Egyptian president Mohamed Morsi’s decree that put his decisions above legal challenge until a new parliament has been elected has caused fury amongst hisopponents who accused him of being the new Hosni Mubarak and hijacking the revolution.
By Edmund Blair, Cairo
Police fired tear gas in a street leading to Cairo’s Tahrir Square, heart of the 2011 anti-Mubarak uprising, where thousands demanded Morsi step down, and accused him of launching a “coup”. There were also violent protests in Suez, Alexandria, and Port Said.
“The people want to bring down the regime,” shouted protesters in Tahrir, echoing a chant used in the uprising that forced Mubarak to step down. “Get out, Morsi,” they chanted.
Morsi’s aides said the presidential decree was to speed up a protracted transition that has been hindered by legal obstacles but Morsi’s rivals were quick to condemn him as a new autocratic pharaoh who wanted to impose his Islamist vision on Egypt.
“I am for all Egyptians. I will not be biased against any son of Egypt,” Morsi said on a stage outside the presidential palace, adding that he was working for social and economic stability and the rotation of power.
“Opposition in Egypt does not worry me, but it has to be real and strong,” he said, seeking to placate his critics and telling Egyptians not to worry and that he was committed to the revolution. “Go forward, always forward... to a new Egypt.”
Buoyed by accolades from around the world for mediating a truce between Hamas and Israel, Morsi ordered that an Islamist-dominated assembly writing the new constitution could not be dissolved by legal challenges.
“Morsi a ‘temporary’ dictator,” was the headline in the independent daily Al-Masry Al-Youm.
Morsi — an Islamist whose roots are in the Muslim Brotherhood — also gave himself sweeping powers that allowed him to sack the unpopular general prosecutor and opened the door for a retrial for Mubarak and his aides.

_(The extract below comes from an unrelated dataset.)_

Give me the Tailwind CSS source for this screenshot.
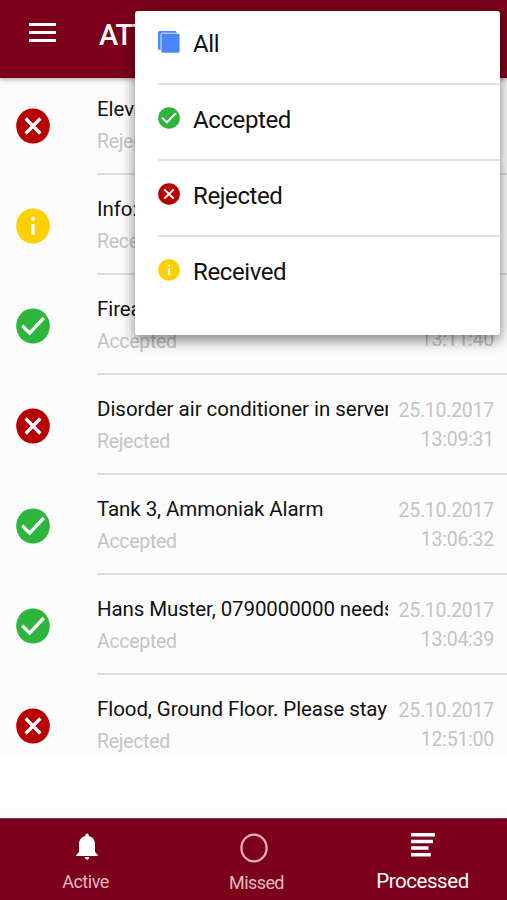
<!DOCTYPE html>
<html lang="en">
<head>
<meta charset="utf-8">
<title>Alarms</title>
<script src="https://cdn.jsdelivr.net/npm/@tailwindcss/browser@4"></script>
</head>
<body class="bg-white font-['Roboto',sans-serif]">
<svg class="hidden">
  <symbol id="no" viewBox="0 0 34 36" preserveAspectRatio="none"><ellipse cx="17" cy="18" rx="16.8" ry="17.6" fill="#b70000"/><path d="M9.700 10.500L24.300 25.500M24.300 10.500L9.700 25.500" stroke="#fff" stroke-width="3.300"/></symbol>
  <symbol id="ok" viewBox="0 0 34 36" preserveAspectRatio="none"><ellipse cx="17" cy="18" rx="16.800" ry="17.600" fill="#2db63c"/><path d="M6.300 17.700L13.600 25.100L27.700 10" fill="none" stroke="#fff" stroke-width="3.300"/></symbol>
  <symbol id="info" viewBox="0 0 34 36" preserveAspectRatio="none"><ellipse cx="17" cy="18" rx="16.800" ry="17.600" fill="#fdd100"/><path d="M15.300 9.300h3.400v3.500h-3.400zM15.300 16h3.400v10.700h-3.400z" fill="#fff"/></symbol>
</svg>
<div class="relative flex h-[900px] w-[507px] flex-col overflow-hidden bg-white">
  <header class="relative z-10 flex h-[78px] shrink-0 items-start bg-[#7c001b] shadow-[0_1px_5px_rgba(0,0,0,0.4)]">
    <svg class="mt-[22px] ml-[29px] h-5 w-[27px]" viewBox="0 0 27 20" fill="#fff"><path d="M0 1h27v3H0zM0 9h27v3H0zM0 17h27v3H0z"/></svg>
    <h1 class="mt-[18px] ml-[43px] text-[29px] leading-[34px] font-medium tracking-[-1px] whitespace-nowrap text-white">ATT</h1>
  </header>
  <main class="-mt-[3.200px] flex h-[683px] shrink-0 flex-col bg-[#fcfcfc]">
    <section class="flex h-[100.100px] shrink-0 pl-4">
      <svg class="mt-[33px] h-9 w-[34px] shrink-0"><use href="#no"/></svg>
      <div class="ml-[47px] flex min-w-0 flex-1 border-b-2 border-[#dedede]">
        <div class="w-[291px] shrink-0 overflow-hidden whitespace-nowrap"><p class="mt-[22px] text-[20.500px] leading-6 tracking-[-0.080px] text-[#111]">Elevator</p><p class="mt-[9px] text-[19.500px] leading-6 tracking-[-0.300px] text-[#c4c4c4]">Rejected</p></div>
      </div>
    </section>
    <section class="flex h-[100.100px] shrink-0 pl-4">
      <svg class="mt-[33px] h-9 w-[34px] shrink-0"><use href="#info"/></svg>
      <div class="ml-[47px] flex min-w-0 flex-1 border-b-2 border-[#dedede]">
        <div class="w-[291px] shrink-0 overflow-hidden whitespace-nowrap"><p class="mt-[22px] text-[20.500px] leading-6 tracking-[-0.080px] text-[#111]">Info:</p><p class="mt-[9px] text-[19.500px] leading-6 tracking-[-0.300px] text-[#c4c4c4]">Received</p></div>
      </div>
    </section>
    <section class="flex h-[100.100px] shrink-0 pl-4">
      <svg class="mt-[33px] h-9 w-[34px] shrink-0"><use href="#ok"/></svg>
      <div class="ml-[47px] flex min-w-0 flex-1 border-b-2 border-[#dedede]">
        <div class="w-[291px] shrink-0 overflow-hidden whitespace-nowrap"><p class="mt-[22px] text-[20.500px] leading-6 tracking-[-0.080px] text-[#111]">Firealarm</p><p class="mt-[9px] text-[19.500px] leading-6 tracking-[-0.300px] text-[#c4c4c4]">Accepted</p></div>
        <div class="mt-[21px] mr-[13px] flex-1 text-right text-[19.500px] leading-[29px] tracking-[-0.250px] text-[#c4c4c4]"><p>25.10.2017</p><p>13:11:40</p></div>
      </div>
    </section>
    <section class="flex h-[100.100px] shrink-0 pl-4">
      <svg class="mt-[33px] h-9 w-[34px] shrink-0"><use href="#no"/></svg>
      <div class="ml-[47px] flex min-w-0 flex-1 border-b-2 border-[#dedede]">
        <div class="w-[291px] shrink-0 overflow-hidden whitespace-nowrap"><p class="mt-[22px] text-[20.500px] leading-6 tracking-[-0.040px] text-[#111]">Disorder air conditioner in server</p><p class="mt-[9px] text-[19.500px] leading-6 tracking-[-0.300px] text-[#c4c4c4]">Rejected</p></div>
        <div class="mt-[21px] mr-[13px] flex-1 text-right text-[19.500px] leading-[29px] tracking-[-0.250px] text-[#c4c4c4]"><p>25.10.2017</p><p>13:09:31</p></div>
      </div>
    </section>
    <section class="flex h-[100.100px] shrink-0 pl-4">
      <svg class="mt-[33px] h-9 w-[34px] shrink-0"><use href="#ok"/></svg>
      <div class="ml-[47px] flex min-w-0 flex-1 border-b-2 border-[#dedede]">
        <div class="w-[291px] shrink-0 overflow-hidden whitespace-nowrap"><p class="mt-[22px] text-[20.500px] leading-6 tracking-[-0.080px] text-[#111]">Tank 3, Ammoniak Alarm</p><p class="mt-[9px] text-[19.500px] leading-6 tracking-[-0.300px] text-[#c4c4c4]">Accepted</p></div>
        <div class="mt-[21px] mr-[13px] flex-1 text-right text-[19.500px] leading-[29px] tracking-[-0.250px] text-[#c4c4c4]"><p>25.10.2017</p><p>13:06:32</p></div>
      </div>
    </section>
    <section class="flex h-[100.100px] shrink-0 pl-4">
      <svg class="mt-[33px] h-9 w-[34px] shrink-0"><use href="#ok"/></svg>
      <div class="ml-[47px] flex min-w-0 flex-1 border-b-2 border-[#dedede]">
        <div class="w-[291px] shrink-0 overflow-hidden whitespace-nowrap"><p class="mt-[22px] text-[20.500px] leading-6 tracking-[-0.100px] text-[#111]">Hans Muster, 0790000000 needs</p><p class="mt-[9px] text-[19.500px] leading-6 tracking-[-0.300px] text-[#c4c4c4]">Accepted</p></div>
        <div class="mt-[21px] mr-[13px] flex-1 text-right text-[19.500px] leading-[29px] tracking-[-0.250px] text-[#c4c4c4]"><p>25.10.2017</p><p>13:04:39</p></div>
      </div>
    </section>
    <section class="flex h-[82px] shrink-0 pl-4">
      <svg class="mt-[33px] h-9 w-[34px] shrink-0"><use href="#no"/></svg>
      <div class="ml-[47px] flex min-w-0 flex-1">
        <div class="w-[291px] shrink-0 overflow-hidden whitespace-nowrap"><p class="mt-[22px] text-[20.500px] leading-6 tracking-[-0.080px] text-[#111]">Flood, Ground Floor. Please stay</p><p class="mt-[9px] text-[19.500px] leading-6 tracking-[-0.300px] text-[#c4c4c4]">Rejected</p></div>
        <div class="mt-[21px] mr-[13px] flex-1 text-right text-[19.500px] leading-[29px] tracking-[-0.250px] text-[#c4c4c4]"><p>25.10.2017</p><p>12:51:00</p></div>
      </div>
    </section>
  </main>
  <div class="mt-auto h-[10px] bg-[#fcfcfc]"></div>
  <nav class="flex h-[82px] shrink-0 border-t border-[#963047] bg-[#7c001b] text-[#e3b9c1]">
    <div class="flex w-[171px] flex-col items-center">
      <svg class="mt-[14px] ml-[2px] h-[27px] w-[22px]" viewBox="0 0 22 27" fill="#fff"><path d="M9.300 1.500Q11 -.5 12.700 1.500V3C17 4 19 7.500 19 11V19L21.800 22V23H.2V22L3 19V11C3 7.500 5 4 9.300 3ZM8.800 24H13.200Q13 26.700 11 26.700Q9 26.700 8.800 24Z"/></svg>
      <p class="mt-[10px] text-[18px] leading-6 tracking-[-0.500px]">Active</p>
    </div>
    <div class="flex w-[171px] flex-col items-center">
      <svg class="mt-[14px] -ml-[5px] h-[30px] w-[28px]" viewBox="0 0 28 30"><ellipse cx="14" cy="15" rx="12.600" ry="13.400" fill="none" stroke="#e3aeb8" stroke-width="2.300"/></svg>
      <p class="mt-[8px] text-[18px] leading-6 tracking-[-0.600px]">Missed</p>
    </div>
    <div class="mr-[4px] flex flex-1 flex-col items-center text-white">
      <svg class="mt-[14px] h-[24px] w-[24px]" viewBox="0 0 24 24" fill="#fff"><path d="M0 0h24v3.400H0zM0 6.800h22v3.400H0zM0 13.300h17.500v3.400H0zM0 20h19.800v3.400H0z"/></svg>
      <p class="mt-[12px] text-[20.500px] leading-6 tracking-[-0.450px]">Processed</p>
    </div>
  </nav>
  <div class="absolute top-[11px] left-[135px] z-20 flex h-[324px] w-[365px] flex-col rounded-[3px] bg-white pl-[23px] text-[24px] leading-7 tracking-[-0.400px] text-[#111] shadow-[0_5px_14px_rgba(0,0,0,0.5)]">
    <div class="flex h-[74px] items-start border-b-2 border-[#e2e2e2]">
      <svg class="mt-5 h-[22px] w-[22px]" viewBox="0 0 22 22"><rect x="0" y="0" width="18.500" height="19" rx="1.500" fill="#4a86f7"/><rect x="3" y="2.200" width="19" height="20" rx="2" fill="#4a86f7" stroke="#fff" stroke-width=".8"/></svg>
      <p class="mt-[19px] ml-[13px]">All</p>
    </div>
    <div class="flex h-[76px] items-start border-b-2 border-[#e2e2e2]"><svg class="mt-[22px] h-[22px] w-[22px]"><use href="#ok"/></svg><p class="mt-[21px] ml-[13px]">Accepted</p></div>
    <div class="flex h-[76px] items-start border-b-2 border-[#e2e2e2]"><svg class="mt-[22px] h-[22px] w-[22px]"><use href="#no"/></svg><p class="mt-[21px] ml-[13px]">Rejected</p></div>
    <div class="flex items-start"><svg class="mt-[22px] h-[22px] w-[22px]"><use href="#info"/></svg><p class="mt-[21px] ml-[13px]">Received</p></div>
  </div>
</div>
</body>
</html>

The president’s decree aimed to end the logjam and push Egypt, the Arab world’s most populous nation, more quickly on its democratic path, the presidential spokesman said.
“President Morsi said we must go out of the bottleneck without breaking the bottle,” Yasser Ali said.
The president’s decree said that any decrees he issued while no parliament sat could not be challenged, moves that consolidated his power but look set to polarise Egypt further, threatening more turbulence in a nation at the heart of the Arab Spring.
The turmoil has weighed heavily on Egypt’s faltering economy that was thrown a lifeline this week when a preliminary deal was reached with the IMF for a $4.8bn (€3.7bn) loan. But it also means unpopular economic measures.
In Alexandria, north of Cairo, protesters ransacked an office of the Brotherhood’s political party, burning books and chairs in the street. Supporters of Morsi and opponents clashed elsewhere in the city, leaving 12 injured.
A party building was also attacked by stone-throwing protesters in Port Said, and demonstrators in Suez threw petrol bombs that burned banners outside the party building.
Morsi’s decree is bound to worry Western allies, particularly the US — a generous benefactor to Egypt’s military — which effusively praised Egypt for its part in bringing Israelis and Palestinians to a ceasefire on Wednesday.
The West may become concerned about measures that, for example, undermine judicial independence. But one Western diplomat said it was too early to judge and his nation would watch how the decree was exercised in the coming days.
“We are very concerned about the possible huge ramifications of this declaration on human rights and the rule of law in Egypt,” Rupert Colville, spokesman for the UN human rights commissioner Navi Pillay, said at the UN in Geneva.